Sunday, May 20, 2018

Social multipliers in criminal behaviour

Social multipliers in crime: Measuring the spillover effects of criminal behaviour.

Does one person's criminal behaviour induce others to commit crime? Knowing if the answer is yes and, if so, the magnitude of such spillovers in criminal behaviour is essential for the optimal design and cost effectiveness of crime prevention policies.

If there are social multipliers in crime, then this means that the costs of crime are underestimated if we limit ourselves to focusing on the primary perpetrator, since in addition to the primary effect, the crime may induce crime by others.

Despite the importance of this question, there is little conclusive evidence of the existence of social multipliers in crime.

We establish a stark difference in the criminal behaviour of young fathers according to whether the child is a boy or a girl, which is a plausibly random event.

Thus, the gender of the child provides exogenous variation in the criminal behaviour of young fathers.

These findings imply a large social multiplier in crime: over a five-year period, one crime committed by a crime-prone individual causes five additional new crimes by that individual's peers.
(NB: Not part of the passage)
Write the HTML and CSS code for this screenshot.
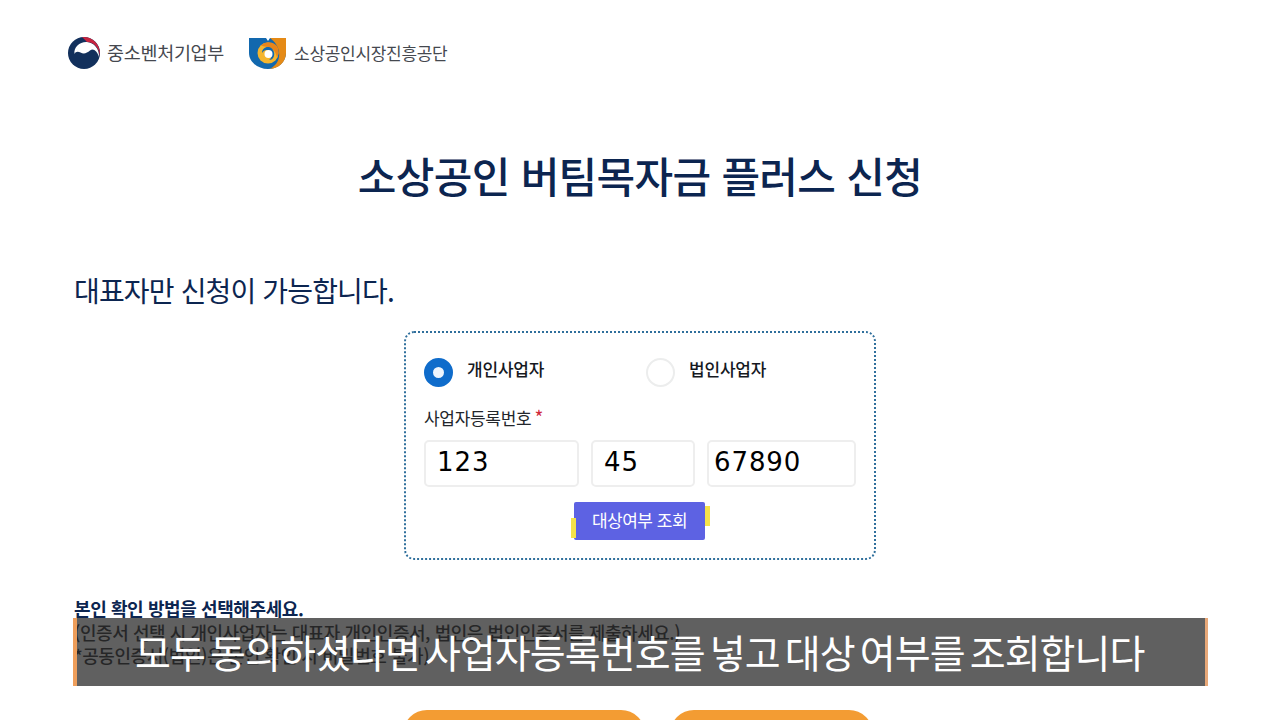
FILE: index.html
```html
<!DOCTYPE html>
<html lang="ko">
<head>
    <meta charset="UTF-8">
    <meta name="viewport" content="width=device-width, initial-scale=1.0">
    <title>소상공인 버팀목자금 플러스 신청</title>
    <link rel="stylesheet" href="styles.css">
</head>
<body>

    <header class="logos">
        <div class="logo">
            <svg viewBox="0 0 32 32" width="32" height="32">
                <circle cx="16" cy="16" r="16" fill="#12305c"/>
                <path d="M6.500 17 C5.500 10 12 4.500 19 5 C26 5.500 31.500 12 31 20 C29 14 25.500 11 22 13.500 C19 16 16 17.500 12.500 15.500 C10 14.200 7.500 14.500 6.500 17Z" fill="#fff"/>
                <path d="M14 .1 C24 -.8 33 7 32 19 C31 11 26 5 19 5 C17 3 15.500 1.500 14 .1Z" fill="#c8243f"/>
            </svg>
            <span class="logoName">중소벤처기업부</span>
        </div>
        <div class="logo">
            <svg viewBox="0 0 38 32" width="38" height="32">
                <path d="M0 1 H17 L19 4 L21 1 H37 V16 C37 25 29 32 19 32 C9 32 0 25 0 16Z" fill="#1268ae"/>
                <path d="M21 1 H37 V16 C37 25 29 32 21 31.800 C28 28 31 22 30 15 C29 9 26 5 21 1Z" fill="#e58a16"/>
                <circle cx="19" cy="16" r="10.500" fill="#f4b52e"/>
                <path d="M12 8.500 C16 4 24 4 28 9 C30 12 30 17 28 21 C27 15 24 11 19 10 C16.500 9.500 14 9.500 12 8.500Z" fill="#e8851a"/>
                <path d="M13 16 C13 12 16 9.500 20 10 C24 11 26 15 25 19 C24 22 22 23 20 23 C23 21 23.500 17 21 14.500 C18 12 15 13 13 16Z" fill="#1268ae"/>
                <circle cx="19.500" cy="17" r="4" fill="#fff"/>
            </svg>
            <span class="logoName second">소상공인시장진흥공단</span>
        </div>
    </header>

    <h1 class="title">소상공인 버팀목자금 플러스 신청</h1>

    <p class="notice">대표자만 신청이 가능합니다.</p>

    <section class="checkBox">
        <div class="radioRow">
            <label class="radioItem">
                <span class="radio on"></span>
                <span class="radioText">개인사업자</span>
            </label>
            <label class="radioItem">
                <span class="radio"></span>
                <span class="radioText">법인사업자</span>
            </label>
        </div>
        <div class="fieldLabel">사업자등록번호<span class="star">*</span></div>
        <div class="fieldRow">
            <div class="numInput first">123</div>
            <div class="numInput middle">45</div>
            <div class="numInput third">67890</div>
        </div>
        <div class="btnRow">
            <button class="checkBtn" type="button">대상여부 조회</button>
        </div>
    </section>

    <section class="method">
        <h2>본인 확인 방법을 선택해주세요.</h2>
        <p>(인증서 선택 시 개인사업자는 대표자 개인인증서, 법인은 법인인증서를 제출하세요.)</p>
        <p>*공동인증서(법인)은 본인 확인 시 비밀번호 불가)</p>
    </section>

    <div class="authRow">
        <div class="authBtn wide"></div>
        <div class="authBtn"></div>
    </div>

    <div class="caption">모두 동의하셨다면 사업자등록번호를 넣고 대상 여부를 조회합니다</div>

</body>
</html>
```

FILE: styles.css
```css
*{
    box-sizing: border-box;
}
html,body{
    height: 720px;
    overflow: hidden;
}
body{
    position: relative;
    margin: 0;
    background-color: #fff;
    color: #0c2550;
    font-family: "Noto Sans CJK KR", "Noto Sans", sans-serif;
}
.logos{
    display: flex;
    gap: 25px;
    height: 105px;
    padding: 37px 0 0 68px;
}
.logo{
    display: flex;
    align-items: center;
    gap: 7px;
    height: 32px;
}
.logoName{
    padding-bottom: 2px;
    color: #45484f;
    font-size: 18.500px;
    letter-spacing: -0.3px;
}
.logoName.second{
    font-size: 17px;
    letter-spacing: -0.3px;
}
.title{
    margin: 0;
    height: 146px;
    padding-top: 40px;
    text-align: center;
    font-size: 42px;
    font-weight: 500;
    line-height: 60px;
    letter-spacing: -0.7px;
}
.notice{
    margin: 0 0 0 74px;
    height: 80px;
    padding-top: 19px;
    font-size: 28px;
    line-height: 41px;
    letter-spacing: -0.85px;
}
.checkBox{
    width: 472px;
    height: 229px;
    margin: 0 auto;
    padding: 24px 18px 0;
    border: 2px dotted #2f6f9c;
    border-radius: 10px;
}
.radioRow{
    display: flex;
    height: 30px;
}
.radioItem{
    flex: none;
    display: flex;
    align-items: center;
    gap: 14px;
    width: 222px;
    color: #16191f;
    font-size: 17px;
    font-weight: 500;
    letter-spacing: -0.2px;
}
.radioText{
    margin-bottom: 8px;
}
.radio{
    width: 29px;
    height: 29px;
    border: 2px solid #eceded;
    border-radius: 50%;
    background-color: #fff;
}
.radio.on{
    border: 9px solid #0f6ccb;
    background-color: #eef5fd;
}
.fieldLabel{
    margin-top: 18px;
    color: #23262b;
    font-size: 17px;
    line-height: 24px;
    letter-spacing: -0.3px;
}
.star{
    margin-left: 3px;
    color: #d0283c;
    font-size: 19px;
}
.fieldRow{
    display: flex;
    gap: 12px;
    margin-top: 10px;
}
.numInput{
    flex: none;
    height: 47px;
    border: 2px solid #eeeeee;
    border-radius: 5px;
    color: #000;
    font-family: "DejaVu Sans", sans-serif;
    font-size: 26px;
    line-height: 41px;
    letter-spacing: 0.9px;
}
.first{
    width: 155px;
    padding-left: 11px;
}
.middle{
    width: 104px;
    padding-left: 11px;
}
.third{
    width: 149px;
    padding-left: 5px;
}
.btnRow{
    display: flex;
    justify-content: center;
    margin-top: 15px;
    padding-right: 1px;
}
.checkBtn{
    position: relative;
    width: 131px;
    height: 38px;
    padding: 0 0 4px;
    border: 0;
    border-radius: 2px;
    background-color: #5d62e3;
    color: #fff;
    font-family: inherit;
    font-size: 17px;
    letter-spacing: -0.5px;
}
.checkBtn::before,
.checkBtn::after{
    content: '';
    position: absolute;
    width: 5px;
    height: 20px;
    background-color: #f5e24a;
}
.checkBtn::before{
    left: -3px;
    top: 16px;
}
.checkBtn::after{
    right: -5px;
    top: 4px;
}
.method{
    margin: 36px 0 0 74px;
}
.method h2{
    margin: 0 0 1px;
    font-size: 18px;
    font-weight: 700;
    line-height: 24px;
    letter-spacing: -0.4px;
}
.method p{
    margin: 0;
    color: #0d1014;
    font-size: 18px;
    font-weight: 500;
    line-height: 23px;
    letter-spacing: -0.45px;
}
.authRow{
    position: absolute;
    left: 403px;
    top: 710px;
    display: flex;
    gap: 25px;
}
.authBtn{
    width: 203px;
    height: 40px;
    border-radius: 24px 24px 0 0;
    background-color: #f39c33;
}
.authBtn.wide{
    width: 242px;
}
.caption{
    position: absolute;
    left: 73px;
    top: 618px;
    width: 1135px;
    height: 68px;
    padding-left: 58px;
    border-left: 4px solid #ee9e5b;
    border-right: 3px solid #e8a878;
    background-color: rgba(46, 46, 46, 0.76);
    color: #fff;
    font-size: 39px;
    line-height: 66px;
    letter-spacing: -0.9px;
    word-spacing: -5px;
    white-space: nowrap;
}
```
Having established in the first step of our analysis that a child's gender creates exogenous differences in the fathers' level of criminal behaviour, in the second step we isolate the effect of this on the fathers' peers.

In contrast to the young fathers, peers show no response in aspects other than crime, which means that it is unlikely that peers' responses are related to other channels than fathers' criminal behaviour.

By comparing the magnitudes of the responses of young fathers and of their peers, we are further able to estimate this social multiplier underlying the spillover effects in criminal behaviour.

By using the estimates to recover the parameters of a structural model of crime interaction, our study illustrates further that an exogenous shock to a focal individual's criminal activity is amplified through feedback to and between his peers and himself, thereby generating crime multipliers that continue to increase even after the primary impact of the initial shock has dissipated.